Working as a professional editor has made me more aware of the technical and stylistic aspects of writing, and it inspires me to continue to write. Publishing is exciting, and an important outcome of hard work, research, and analysis. As a result of my involvement in publication support, I have a better appreciation of the need for critical review, attention to detail, and clear and concise presentation of ideas. When producing my own writing, I have my work reviewed and critiqued by others. I always find that peers and colleagues can provide helpful insights and perspectives.
You are a published author and have also served as a peer reviewer. Based on your own experience, how do you define a good/well-structured manuscript?
First, a manuscript must address a relevant issue or question or seek to provide insight into a problem of interest. While many manuscripts are targeted to readers and researchers within a specific discipline, a scientific manuscript should generally provide enough detail and context to engage and be understandable to scientists from other fields. If the manuscript is a literature review, the author(s) should seek to synthesize existing work in a novel way or in a more comprehensive manner than has been done previously.
A well-written manuscript generally: sets a clear context for the work and its place within the existing body of research and thought; clearly defines the objectives to be addressed; describes the approach or methodology in a thorough yet concise manner, including methods used to assess the significance of experimental results; presents results in a logical and organized way so that readers can make their own assessments of the findings; and interprets and discusses the results in the context of existing knowledge, with an attempt to expand understanding of the subject. Finally, authors should discuss implications of their findings for current practice and for future research. Organization is key. Each section of the manuscript should contain the appropriate information (e.g., methods in the methods section only, results in the results section).
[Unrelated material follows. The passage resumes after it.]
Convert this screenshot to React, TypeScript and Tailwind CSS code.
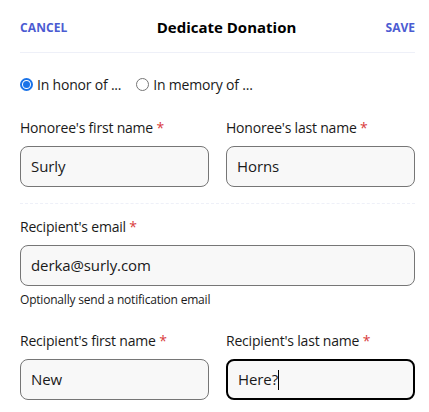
import React from "react";

function Req() {
  return <span className="text-[#d93c3c]"> *</span>;
}

function Field({ label, value, focused }: { label: string; value: string; focused?: boolean }) {
  return (
    <div className="flex flex-col">
      <div className="text-[14px] tracking-[-0.2px] leading-[20px] text-[#1a1a1a] h-[20px]">
        {label}
        <Req />
      </div>
      <div
        className={
          "mt-[8px] h-[41px] rounded-[8px] bg-[#f8f8f8] flex items-center px-[10px] text-[15px] tracking-[-0.1px] text-[#1a1a1a] " +
          (focused ? "border-2 border-black px-[9px]" : "border border-[#767676]")
        }
      >
        <span>{value}</span>
        {focused && <span className="inline-block w-[1px] h-[20px] bg-black" />}
      </div>
    </div>
  );
}

export default function App() {
  return (
    <div
      className="w-[429px] h-[412px] bg-white pl-[20px] pr-[14px] overflow-hidden"
      style={{ fontFamily: '"Open Sans", "Noto Sans", sans-serif' }}
    >
      <div className="flex items-center justify-between h-[53px] pt-[3px] border-b border-[#eef0f8]">
        <span className="text-[12px] font-bold text-[#4b5bd2] tracking-[0.1px]">CANCEL</span>
        <span className="text-[15px] font-bold text-black">Dedicate Donation</span>
        <span className="text-[12px] font-bold text-[#4b5bd2]">SAVE</span>
      </div>
      <div className="flex items-center h-[62px] text-[14px] tracking-[-0.2px] text-[#1a1a1a]">
        <label className="flex items-center">
          <span className="w-[13px] h-[13px] rounded-full border-2 border-[#1a73e8] flex items-center justify-center">
            <span className="w-[7px] h-[7px] rounded-full bg-[#1a73e8]" />
          </span>
          <span className="ml-[4px]">In honor of ...</span>
        </label>
        <label className="flex items-center ml-[15px]">
          <span className="w-[13px] h-[13px] rounded-full border border-[#767676]" />
          <span className="ml-[4px]">In memory of ...</span>
        </label>
      </div>
      <div className="grid grid-cols-2 gap-x-[17px] pt-[3px] pb-[16px] border-b border-dashed border-[#eef0f8]">
        <Field label="Honoree's first name" value="Surly" />
        <Field label="Honoree's last name" value="Horns" />
      </div>
      <div className="pt-[13px]">
        <Field label="Recipient's email" value="derka@surly.com" />
        <div className="text-[12px] tracking-[-0.2px] text-[#1a1a1a] mt-[5px]">Optionally send a notification email</div>
      </div>
      <div className="grid grid-cols-2 gap-x-[17px] pt-[22px]">
        <Field label="Recipient's first name" value="New" />
        <Field label="Recipient's last name" value="Here?" focused />
      </div>
    </div>
  );
}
Authors should strive to be concise while not sacrificing important details.
You clearly have a busy life. How do you spend your time when you’re not helping authors get published? You have also received a lot of additional training. That sounds interesting. Tell us something about that.
I am an avid rock climber, explorer of nature, reader, and cook. My favorite things to do with my free time include traveling and climbing cliffs, hiking and observing nature, learning, and experimenting in the kitchen.
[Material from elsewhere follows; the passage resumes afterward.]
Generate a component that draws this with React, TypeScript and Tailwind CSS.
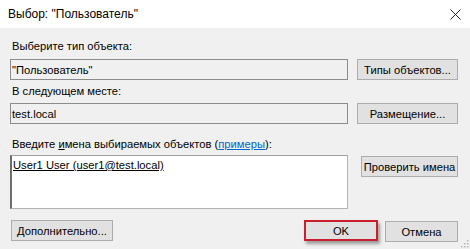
import React from "react";

const font = { fontFamily: '"Liberation Sans", Arial, sans-serif' };

function Btn({ children, w, className = "" }: { children: React.ReactNode; w: string; className?: string }) {
  return (
    <div
      className={`h-[21px] ${w} border border-[#adadad] bg-[#e1e1e1] flex items-center justify-center whitespace-nowrap text-[11.2px] leading-[16px] text-black ${className}`}
    >
      {children}
    </div>
  );
}

export default function App() {
  return (
    <div className="w-[470px] h-[249px] bg-[#f0f0f0] relative overflow-hidden text-black" style={font}>
      {/* Title bar */}
      <div className="h-[28px] bg-white flex items-center justify-between pl-[8px] pr-[9px]">
        <span className="text-[12px] leading-[16px]">Выбор: "Пользователь"</span>
        <svg width="11" height="11" viewBox="0 0 11 11" className="mt-[1px]">
          <path d="M0.5 0.5 L10.5 10.5 M10.5 0.5 L0.5 10.5" stroke="#222" strokeWidth="1" fill="none" />
        </svg>
      </div>

      <div className="pl-[10px] pr-[12px] flex flex-col text-[11.2px] leading-[16px]">
        <div className="mt-[10px] pl-[2px]">Выберите тип объекта:</div>
        <div className="mt-[5px] flex items-center">
          <div className="w-[338px] h-[21px] border border-[#8c8c8c] bg-[#f0f0f0] flex items-center pl-[1px]">
            "Пользователь"
          </div>
          <Btn w="w-[101px]" className="ml-auto">Типы объектов...</Btn>
        </div>

        <div className="mt-[3px] pl-[2px]">В следующем месте:</div>
        <div className="mt-[4px] flex items-center">
          <div className="w-[338px] h-[21px] border border-[#8c8c8c] bg-[#f0f0f0] flex items-center pl-[1px]">
            test.local
          </div>
          <Btn w="w-[101px]" className="ml-auto">Размещение...</Btn>
        </div>

        <div className="mt-[12px] pl-[2px] whitespace-nowrap">
          Введите <span className="underline">и</span>мена выбираемых объектов (<span className="text-[#0066cc] underline">примеры</span>):
        </div>
        <div className="mt-[3px] flex items-start">
          <div className="w-[338px] h-[54px] border border-[#b4b4b4] border-l-2 border-l-[#6e6e6e] border-t-[#a0a0a0] bg-white pl-[1px] pt-[1px]">
            <span className="underline">User1 User (user1@test.local)</span>
          </div>
          <Btn w="w-[97px]" className="ml-auto mt-[1px]">Проверить имена</Btn>
        </div>

        <div className="mt-[10px] flex items-center">
          <Btn w="w-[102px]" className="ml-[1px]">Дополнительно...</Btn>
          <div className="ml-auto mr-[7px] w-[74px] h-[21px] border-2 border-[#c8202f] shadow-[2px_3px_3px_rgba(0,0,0,0.35)] bg-[#e1e1e1] flex items-center justify-center">
            OK
          </div>
          <Btn w="w-[73px]" className="mt-[2px]">Отмена</Btn>
        </div>
      </div>

      {/* resize grip */}
      <svg width="10" height="10" viewBox="0 0 10 10" className="absolute right-[1px] bottom-[1px]">
        <rect x="8" y="2" width="1.5" height="1.5" fill="#b8b8b8" />
        <rect x="5" y="5" width="1.5" height="1.5" fill="#b8b8b8" />
        <rect x="8" y="5" width="1.5" height="1.5" fill="#b8b8b8" />
        <rect x="2" y="8" width="1.5" height="1.5" fill="#b8b8b8" />
        <rect x="5" y="8" width="1.5" height="1.5" fill="#b8b8b8" />
        <rect x="8" y="8" width="1.5" height="1.5" fill="#b8b8b8" />
      </svg>
    </div>
  );
}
My additional training focused on methods of assessing wetland habitats using various techniques for sampling vegetation and amphibians. I am especially interested in wetlands because of the diversity of organisms that inhabit them; the interesting adaptations plants, animals, and microbes have for living in these dynamic environments; and the important nutrient-cycling processes that occur in these ecosystems. I am interested in the restoration of degraded ecosystems of all types and in the preservation of existing habitats.
A few words for our clients…
All writers, including editors, need editors. Whether a native English speaker or not, most writers can benefit from a critique of the logic, structure, and clarity of their manuscripts. Although manuscripts may be returned to authors heavily marked up, the intent of the editing process is to support the author's goal of producing a high-quality document. As an editor, I appreciate the opportunity to be involved in shaping publication-worthy documents, and respect the responsibility of doing so.
You, the author, are the foremost authority on your work, and make the final decisions about the structure and content of your manuscript. Each of us, even if we've published many papers, can benefit greatly from having our work reviewed by individuals who are familiar with, yet not immediately involved in, our subject matter. So write on, seek help when needed, and publish so that others can learn from the hard work you have done!